Features
Published: 2012/05/30
by Sam Davis
MV & EE’s Matt Valentine Talks Space Homestead, DIY Recording, the Dead and More

Vermont freak-folk outfit MV & EE continue their prolific recording output with their latest full-length album, Space Homestead, released earlier this month on Woodsist. We spoke with the band’s Matt Valentine about the new record, living room DIY recording sessions, the band’s connection to the Woods family and his love for the Grateful Dead.
With so many previous releases under your belt, what would you say is the biggest difference on your new album Space Homestead?
Well, we worked in a variable plethora of studios for this one, mainly when folks would give their time for the love of the music—so we were “off the clock” so to speak. Sonically i’d like to think the record stops time. I reckon 9 studios in all, such a good vibe with all the spaces/players. The “vibe” is always there for us when the proverbial red light is on but this was the first time since the tower recordings days where this many locations were deployed on a single album. The big difference is the aural massage in the vastness.
How do you constantly find new territory to explore? What inspires you most?
We’re always working on something up here. We like to record and make things…explore. I am fortunate that the inspiration still comes to me but you gotta dig in this day and age it would be lazy for a band to only be able to produce 8 songs in a year. We have a strong work ethic and really dig jamming, recording, reviewing, editing. It’s a form of memories, that inspires me most, tapping into that ethos and ether.
Tell us about your own personal musical evolution. Were you into music growing up or was it something you found later in life?
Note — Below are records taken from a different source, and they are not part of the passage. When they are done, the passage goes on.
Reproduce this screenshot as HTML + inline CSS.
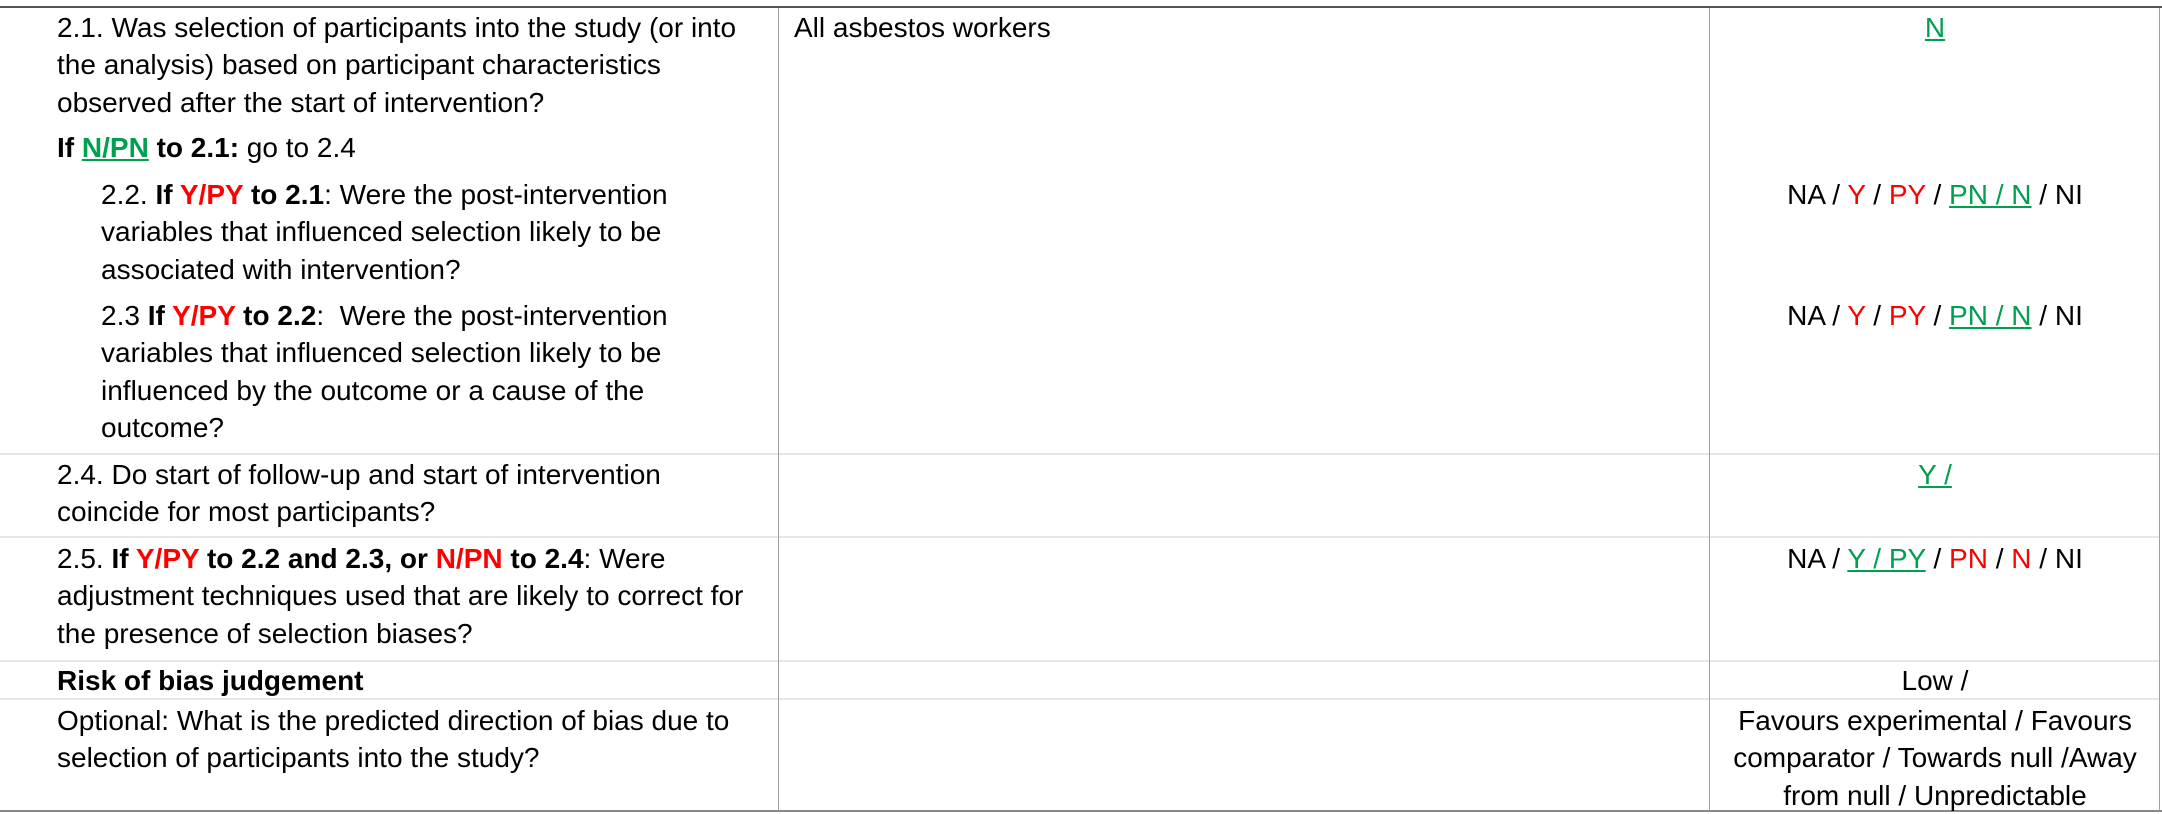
<!DOCTYPE html>
<html><head><meta charset="utf-8"><style>
html,body{margin:0;padding:0;background:#fff;}
body{width:2162px;height:814px;position:relative;overflow:hidden;font-family:"Liberation Sans",Arial,sans-serif;font-size:28px;color:#000;}
.t{position:absolute;line-height:37.4px;white-space:nowrap;}
.c{text-align:center;width:440px;left:1715px;}
.r{color:#ff0000;}
.g{color:#00a050;text-decoration:underline;}
.hl{position:absolute;left:0;width:2162px;height:2px;background:#555;}
.sep{position:absolute;left:0;width:2160px;height:2px;background:#e6e6e6;}
.vl{position:absolute;top:8px;width:1px;height:803px;background:#a0a0a0;}
</style></head><body>
<div class="hl" style="top:6px"></div>
<div class="hl" style="top:810px;background:#888"></div>
<div class="sep" style="top:453px"></div>
<div class="sep" style="top:536px"></div>
<div class="sep" style="top:660px"></div>
<div class="sep" style="top:698px"></div>
<div class="vl" style="left:778px"></div>
<div class="vl" style="left:1709px"></div>
<div class="vl" style="left:2159px"></div>

<div class="t" style="left:57px;top:9px">2.1. Was selection of participants into the study (or into<br>the analysis) based on participant characteristics<br>observed after the start of intervention?</div>
<div class="t" style="left:57px;top:129px"><b>If <span class="g">N/PN</span> to 2.1:</b> go to 2.4</div>
<div class="t" style="left:101px;top:176px">2.2. <b>If <span class="r">Y/PY</span> to 2.1</b>: Were the post-intervention<br>variables that influenced selection likely to be<br>associated with intervention?</div>
<div class="t" style="left:101px;top:297px">2.3 <b>If <span class="r">Y/PY</span> to 2.2</b>:&nbsp; Were the post-intervention<br>variables that influenced selection likely to be<br>influenced by the outcome or a cause of the<br>outcome?</div>
<div class="t" style="left:57px;top:456px">2.4. Do start of follow-up and start of intervention<br>coincide for most participants?</div>
<div class="t" style="left:57px;top:540px">2.5. <b>If <span class="r">Y/PY</span> to 2.2 and 2.3, or <span class="r">N/PN</span> to 2.4</b>: Were<br>adjustment techniques used that are likely to correct for<br>the presence of selection biases?</div>
<div class="t" style="left:57px;top:662px"><b>Risk of bias judgement</b></div>
<div class="t" style="left:57px;top:702px">Optional: What is the predicted direction of bias due to<br>selection of participants into the study?</div>

<div class="t" style="left:794px;top:9px">All asbestos workers</div>

<div class="t c" style="top:9px"><span class="g">N</span></div>
<div class="t c" style="top:176px">NA / <span class="r">Y</span> / <span class="r">PY</span> / <span class="g">PN / N</span> / NI</div>
<div class="t c" style="top:297px">NA / <span class="r">Y</span> / <span class="r">PY</span> / <span class="g">PN / N</span> / NI</div>
<div class="t c" style="top:456px"><span class="g">Y /</span></div>
<div class="t c" style="top:540px">NA / <span class="g">Y / PY</span> / <span class="r">PN</span> / <span class="r">N</span> / NI</div>
<div class="t c" style="top:662px">Low /</div>
<div class="t c" style="top:702px">Favours experimental / Favours<br>comparator / Towards null /Away<br>from null / Unpredictable</div>
</body></html>
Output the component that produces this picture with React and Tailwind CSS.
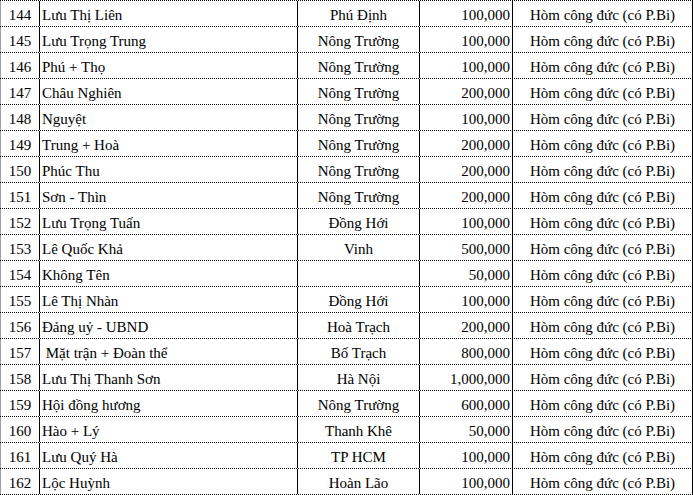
const rows = [
  ["144", "Lưu Thị Liên", "Phú Định", "100,000"],
  ["145", "Lưu Trọng Trung", "Nông Trường", "100,000"],
  ["146", "Phú + Thọ", "Nông Trường", "100,000"],
  ["147", "Châu Nghiên", "Nông Trường", "200,000"],
  ["148", "Nguyệt", "Nông Trường", "100,000"],
  ["149", "Trung + Hoà", "Nông Trường", "200,000"],
  ["150", "Phúc Thu", "Nông Trường", "200,000"],
  ["151", "Sơn - Thìn", "Nông Trường", "200,000"],
  ["152", "Lưu Trọng Tuấn", "Đồng Hới", "100,000"],
  ["153", "Lê Quốc Khả", "Vinh", "500,000"],
  ["154", "Không Tên", "", "50,000"],
  ["155", "Lê Thị Nhàn", "Đồng Hới", "100,000"],
  ["156", "Đảng uỷ - UBND", "Hoà Trạch", "200,000"],
  ["157", "\u00a0Mặt trận + Đoàn thể", "Bố Trạch", "800,000"],
  ["158", "Lưu Thị Thanh Sơn", "Hà Nội", "1,000,000"],
  ["159", "Hội đồng hương", "Nông Trường", "600,000"],
  ["160", "Hào + Lý", "Thanh Khê", "50,000"],
  ["161", "Lưu Quý Hà", "TP HCM", "100,000"],
  ["162", "Lộc Huỳnh", "Hoàn Lão", "100,000"],
];

export default function App() {
  return (
    <div
      className="w-[693px] h-[495px] bg-white text-black text-[15px] leading-none overflow-hidden border-t border-dotted border-black"
      style={{ fontFamily: '"Liberation Serif", "Times New Roman", serif' }}
    >
      {rows.map(([no, name, place, amount]) => (
        <div
          key={no}
          className="grid grid-cols-[40px_258px_122px_93px_180px] h-[26px] border-b border-dotted border-black"
        >
          <div className="flex items-center justify-center border-l border-l-gray-400 border-r border-r-black pt-[4px]">
            {no}
          </div>
          <div className="flex items-center pl-[2px] border-r border-black pt-[4px] whitespace-pre">
            {name}
          </div>
          <div className="flex items-center justify-center border-r border-black pt-[4px]">
            {place}
          </div>
          <div className="flex items-center justify-end pr-[2px] border-r border-black pt-[4px]">
            {amount}
          </div>
          <div className="flex items-center justify-center border-r border-black pt-[4px]">
            Hòm công đức (có P.Bi)
          </div>
        </div>
      ))}
    </div>
  );
}
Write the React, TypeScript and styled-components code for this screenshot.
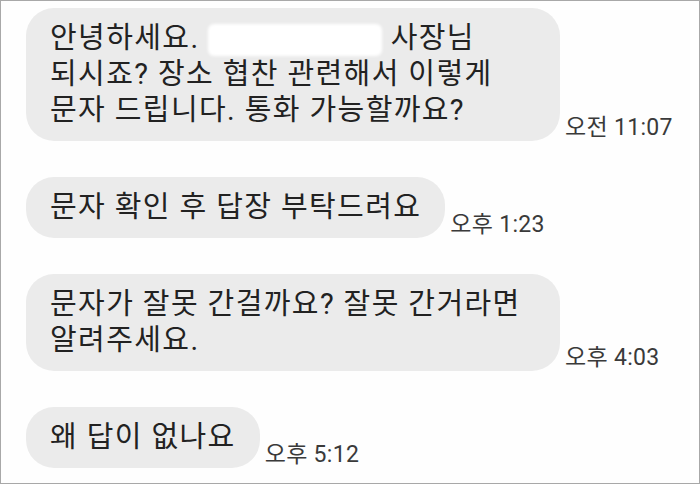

I’ve always been around music, records, musicians and recording. Thankfully I wasn’t just in the bedroom by myself practicing scales. I like going to the dance and hearing/learning the songs of others. I’ve been around musicians my whole life, I dig hanging around folks who play and make interesting things. I’ve been obsessed ever since my parents encouraged me to play with a reel to reel tube tape machine when I was at a young age. I heard tape delay early I suppose, perfect echoes that stayed with me.
The album was recorded in 9 different studios. Can you describe your “DIY” recording process and talk about the different locations where it was recorded? Specifically, what is the Maximum Arousal Farm?
Eell, in this case DIY comes out of having a limited budget…but even if we had a budget we’d buy more gear for our home studio and do it DIY! The process is also from the old adage that “no one does it better than yourself”. I’m into this thing I call “spectrasound”. I like the sounds to move around, the mixes are active like Funkadelic’s “Maggot Brain”. If I want erika’s steel to blossom in the left speaker, sneak up on ya in the right speaker and then disappear into the wall it would be hard for me to tell an engineer what I meant by that, let alone how to do it. That is “spectrasound” and we get into it. check it out in headphones.
I wouldn’t say I’m a tyrant or “bird dog” scenes, but I like the records to sound and look a certain way. There’s a “presence” and a reflection with our DIY methods and I try to retain the concept of “yourself” in the final piece, you dig? This is more than a product, it is part of the MV & EE family.
It was recorded in many of our good friends and favorite players home studios, or rooms that we dig, like Justin [Pizzoferrato’s] Old Bank facility. We did a bunch of our Ecstatic Peace! sides with him and he was set up in an old New England vault [that] had a wild reverb. Now he’s got an even better studio. Anyway, some things were done there, some down at the Wolfpack’s HQ in Asheville, NC. Those dudes, Rafi and Paulie G, have some killer old school analog gear, and killer ears/mojo….but really most of it was done in Jeremy [Earl’s] Woodsist home studio in upstate NY and our home studio which is [called the] “Maximum Arousal Farm.” Lots of wood and open space. That’s the mood in those spots. Jarvis [Taveniere] also got deep with us in the Brooklyn haunt “Rear House” where many of the Woods jams are recorded. He’s got a groovy set up and a great set of ears. We did “Wasteland” with him there…worked hard, played hard.
You have a close relationship with the members of Woods (and the label Woodsist). How did you become associated with Jeremy and Jarvis and why do think your musical styles mesh so well together?
We all come out of the skank circuit, heh heh. I’ve known them for awhile, Wooden Wand/Meneguar/Shepards trails…Erika and I actually all went to the same college as them, we’re a lil’ bit older but our paths crossed and collective spirits certainly flanged like a Henry Moore.
We also did an experimental raga tape with Jeremy’s cassette imprint Fuck It Tapes. I guess that began the “working” phases of our relationship and continued when I helped set up a few shows for them in Vermont, Jeremy and I started to loosely play together after that. It reminded me of the TR a bunch—get comfy, jam, turn on the recorder. Then we started to sing together and realized that our voices colored in the spaces like ganache and grenache. I just really dig hanging out with those folks, we’re on the corner and I reckon we equilibrate on the street.